LPA – Si l’on vous suit, on devrait donc songer à enseigner la littérature en fac de droit…
N. D. – Oui, cela devrait à mon sens être obligatoire. Les étudiants manquent de culture juridique. On les incite à bachoter, mais cela ne suffit pas à faire de bons juristes. Au XVIIIe siècle, Henri François D’Aguessau, magistrat, a laissé une lettre à son fils dans laquelle il l’encourageait à étudier les Belles lettres pour devenir magistrat… La littérature, c’est se mettre à la place de quelqu’un d’autre. Cela affûte la qualité du jugement, développe l’empathie, étend le champ de vision. À ce titre, cela devrait faire partie de la formation des magistrats. Pour les avocats, c’est également très intéressant. Une bonne plaidoirie, c’est quelqu’un qui vous prend par la main et qui vous raconte une histoire. Il s’agit d’une mise en récit, et donc, déjà, de littérature !
LPA – Quels sont les auteurs les plus intéressants d’un point de vue juridique ?

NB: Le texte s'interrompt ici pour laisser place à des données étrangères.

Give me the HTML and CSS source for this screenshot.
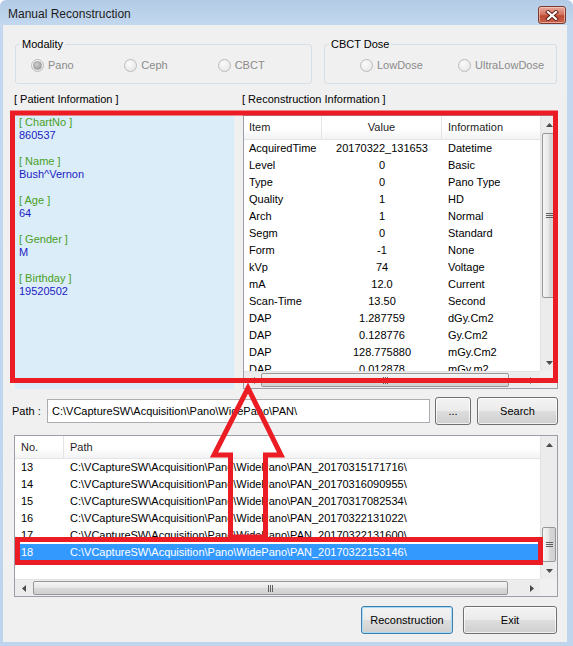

N. D. – Il y en a tellement qu’il est difficile de vous répondre. On peut évidemment citer les grands classiques, tels que Racine, qui, dans Les plaideurs, fait une critique immortelle du droit d’agir en justice… ou Balzac, qui a fait du droit et s’en est beaucoup inspiré pour écrire La comédie humaine. Mais il faut également lire l’œuvre de nos contemporains. Emmanuel Carrère raconte bien le monde judiciaire. Dans d’autres vies que la mienne, parle très bien de l’activité du juge confronté aux problématiques de surendettement. Michel Houellebecq est, lui, un auteur très important de notre époque. Il aborde la plupart des problèmes auxquels le juriste est confronté : défragmentation du lien social, relations qui deviennent contractuelles dans tous les domaines, droits de l’Homme… Il est également pertinent sur le rapport au corps. Muriel Fabre-Magnan, professeur de droit à Panthéon Sorbonne, a consacré un ouvrage à la gestation pour autrui. Elle le commence en citant Michel Houellebecq et sa réflexion sur l’instrumentalisation des corps. Cela n’est pas un hasard ! Il n’y a pas que Racine et Antigone, on peut faire son miel de livres beaucoup plus confidentiels… Il faut butiner.